The original review from my first read is behind the cut.

Full disclosure: although I read the first half dozen or so Ultimate Spider-Man trades, ages ago, I haven't been keeping up with the Ultimate universe in the slightest. I had obviously missed some fairly important things in Peter's story, and I didn't have a clue what the Ultimates were so busy doing. That said, Bendis gets high marks for making the required continuity knowledge so low key that an uninitiated reader like myself can get by with basic Spider-Man knowledge and a few panels of exposition here and there.

I remember really liking what I had read of Ultimate Spider-Man, and I'm not sure why I stopped. Maybe that was a mistake. I loved what I saw here of how Bendis handled the characters, especially Peter, who's still relatively young and inexperienced. He's a teenager, still in high school, after all. I think that lets the best of Peter shine through, his fundamentally good heart and his drive to do the right thing and protect the people he cares about.
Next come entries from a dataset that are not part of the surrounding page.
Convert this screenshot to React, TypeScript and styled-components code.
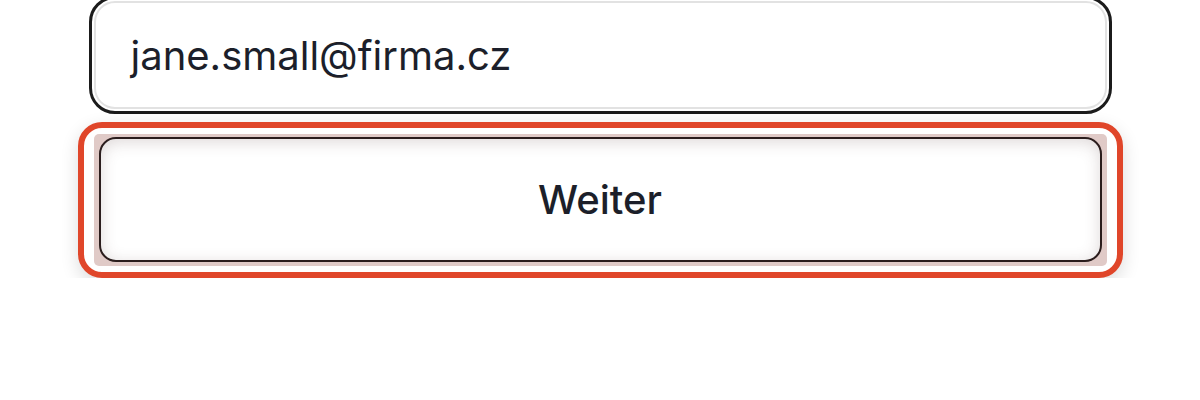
import React from "react";
import styled, { createGlobalStyle } from "styled-components";

const Global = createGlobalStyle`
  html, body { margin: 0; padding: 0; background: #ffffff; }
  body { font-family: Inter, "Noto Sans", sans-serif; overflow: hidden; }
`;

const Form = styled.div`
  width: 1023px;
  margin: -4px auto 0;
  display: flex;
  flex-direction: column;
  gap: 8px;
`;

const Field = styled.div`
  height: 118px;
  box-sizing: border-box;
  border: 3px solid #1b1b1b;
  border-radius: 26px;
  background: #ffffff;
  box-shadow: inset 0 0 0 2px #ffffff, inset 0 0 0 4px #e2e2e2;
  display: flex;
  align-items: center;
  padding: 0 39px;
  font-size: 40px;
  color: #1c1f2a;
  letter-spacing: 0;
`;

const FocusRing = styled.div`
  margin: 0 -11px;
  border: 6px solid #e0462a;
  border-radius: 24px;
  padding: 6px 10px;
  background: #ffffff;
  box-shadow: 0 6px 18px rgba(0, 0, 0, 0.14);
`;

const Halo = styled.div`
  background: #e0cac7;
  border-radius: 5px;
  padding: 3px 5px 4px;
`;

const Button = styled.button`
  display: flex;
  width: 100%;
  height: 125px;
  align-items: center;
  justify-content: center;
  box-sizing: border-box;
  border: 2px solid #2b1d1d;
  border-radius: 17px;
  background: #ffffff;
  box-shadow: inset 0 3px 16px rgba(90, 60, 60, 0.2);
  font-family: Inter, "Noto Sans", sans-serif;
  font-size: 40px;
  font-weight: 500;
  color: #1c1f2a;
  cursor: pointer;
  padding: 0;
`;

export default function App() {
  return (
    <>
      <Global />
      <Form>
        <Field>jane.small@firma.cz</Field>
        <FocusRing>
          <Halo>
            <Button>Weiter</Button>
          </Halo>
        </FocusRing>
      </Form>
    </>
  );
}
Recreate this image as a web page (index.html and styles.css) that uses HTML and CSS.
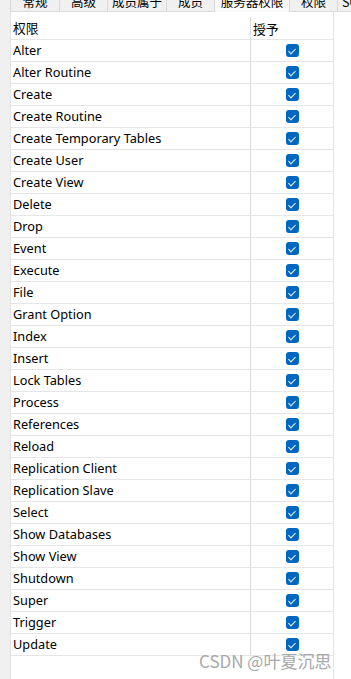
FILE: index.html
```html
<!DOCTYPE html>
<html lang="zh">
<head>
<meta charset="utf-8">
<title>服务器权限</title>
<link rel="stylesheet" href="styles.css">
</head>
<body>
<div class="tabs">
  <div class="tab">常规</div>
  <div class="tab">高级</div>
  <div class="tab">成员属于</div>
  <div class="tab">成员</div>
  <div class="tab tab-active">服务器权限</div>
  <div class="tab">权限</div>
  <div class="tab">SQL 预览</div>
</div>
<div class="panel">
  <div class="grid">
    <div class="row head"><div class="c1">权限</div><div class="c2 head-c2">授予</div></div>
    <div class="row"><div class="c1">Alter</div><div class="c2"><span class="chk"></span></div></div>
    <div class="row"><div class="c1">Alter Routine</div><div class="c2"><span class="chk"></span></div></div>
    <div class="row"><div class="c1">Create</div><div class="c2"><span class="chk"></span></div></div>
    <div class="row"><div class="c1">Create Routine</div><div class="c2"><span class="chk"></span></div></div>
    <div class="row"><div class="c1">Create Temporary Tables</div><div class="c2"><span class="chk"></span></div></div>
    <div class="row"><div class="c1">Create User</div><div class="c2"><span class="chk"></span></div></div>
    <div class="row"><div class="c1">Create View</div><div class="c2"><span class="chk"></span></div></div>
    <div class="row"><div class="c1">Delete</div><div class="c2"><span class="chk"></span></div></div>
    <div class="row"><div class="c1">Drop</div><div class="c2"><span class="chk"></span></div></div>
    <div class="row"><div class="c1">Event</div><div class="c2"><span class="chk"></span></div></div>
    <div class="row"><div class="c1">Execute</div><div class="c2"><span class="chk"></span></div></div>
    <div class="row"><div class="c1">File</div><div class="c2"><span class="chk"></span></div></div>
    <div class="row"><div class="c1">Grant Option</div><div class="c2"><span class="chk"></span></div></div>
    <div class="row"><div class="c1">Index</div><div class="c2"><span class="chk"></span></div></div>
    <div class="row"><div class="c1">Insert</div><div class="c2"><span class="chk"></span></div></div>
    <div class="row"><div class="c1">Lock Tables</div><div class="c2"><span class="chk"></span></div></div>
    <div class="row"><div class="c1">Process</div><div class="c2"><span class="chk"></span></div></div>
    <div class="row"><div class="c1">References</div><div class="c2"><span class="chk"></span></div></div>
    <div class="row"><div class="c1">Reload</div><div class="c2"><span class="chk"></span></div></div>
    <div class="row"><div class="c1">Replication Client</div><div class="c2"><span class="chk"></span></div></div>
    <div class="row"><div class="c1">Replication Slave</div><div class="c2"><span class="chk"></span></div></div>
    <div class="row"><div class="c1">Select</div><div class="c2"><span class="chk"></span></div></div>
    <div class="row"><div class="c1">Show Databases</div><div class="c2"><span class="chk"></span></div></div>
    <div class="row"><div class="c1">Show View</div><div class="c2"><span class="chk"></span></div></div>
    <div class="row"><div class="c1">Shutdown</div><div class="c2"><span class="chk"></span></div></div>
    <div class="row"><div class="c1">Super</div><div class="c2"><span class="chk"></span></div></div>
    <div class="row"><div class="c1">Trigger</div><div class="c2"><span class="chk"></span></div></div>
    <div class="row"><div class="c1">Update</div><div class="c2"><span class="chk"></span></div></div>
  </div>
</div>
<div class="watermark">CSDN @叶夏沉思</div>
</body>
</html>
```
FILE: styles.css
```css
html, body {
  margin: 0;
  padding: 0;
  height: 100%;
  overflow: hidden;
}
body {
  background: #f0f0f0;
  font-family: "Noto Sans", "Noto Sans CJK SC", sans-serif;
  font-size: 12.75px;
  color: #000;
  display: flex;
  flex-direction: column;
}
.tabs {
  display: flex;
  height: 21px;
  margin-top: -9px;
  padding-left: 10px;
  flex: none;
  overflow: hidden;
}
.tab {
  flex: none;
  min-width: 48px;
  padding: 0 4px;
  box-sizing: border-box;
  height: 21px;
  line-height: 19px;
  text-align: center;
  font-family: "Noto Sans CJK SC", sans-serif;
  font-size: 12.5px;
  color: #000;
  background: #f0f0f0;
  border: 1px solid #d9d9d9;
  border-left: none;
  white-space: nowrap;
}
.tab:first-child {
  border-left: 1px solid #d9d9d9;
  min-width: 50px;
}
.tab-active {
  background: #f9f9f9;
  min-width: 75px;
  height: 22px;
  border-bottom: none;
}
.panel {
  flex: 1;
  margin-left: 10px;
  background: #fff;
  border-left: 1px solid #e3e3e3;
  display: flex;
}
.grid {
  width: 322px;
  border-right: 1px solid #e3e3e3;
}
.row {
  display: flex;
  height: 22px;
  border-bottom: 1px solid #e6e6e6;
  box-sizing: border-box;
}
.row.head {
  height: 28px;
  padding-top: 5px;
}
.c1 {
  width: 240px;
  padding-left: 2px;
  border-right: 1px solid #dadada;
  box-sizing: border-box;
  line-height: 21px;
  white-space: nowrap;
}
.head .c1, .head .c2 {
  font-family: "Noto Sans CJK SC", sans-serif;
  line-height: 21px;
}
.c2 {
  flex: 1;
  display: flex;
  align-items: center;
  justify-content: center;
}
.head-c2 {
  justify-content: flex-start;
  padding-left: 2px;
}
.chk {
  width: 13px;
  height: 13px;
  border-radius: 3px;
  background: #0067c0;
  position: relative;
}
.chk::after {
  content: "";
  position: absolute;
  left: 4px;
  top: 2.5px;
  width: 3px;
  height: 6px;
  border-right: 1px solid #e8f0fa;
  border-bottom: 1px solid #e8f0fa;
  transform: rotate(45deg);
}
.watermark {
  position: absolute;
  left: 199px;
  top: 648px;
  font-family: "Noto Sans CJK SC", sans-serif;
  font-size: 17px;
  color: #a8a8a8;
  white-space: nowrap;
}
```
There's no spoilers to be had here. The title and the cover make the end result plainly, sadly obvious. We know how this will end. And in spite of that, in spite of only a passing acquaintance with this version of Peter Parker, Bendis makes the end absolutely wrenching. Because it isn't overdone, it isn't melodramatic, and Peter's last moments are honest. This is the one comic book death in an ongoing series that hasn't left me wondering "how long will it last this time?".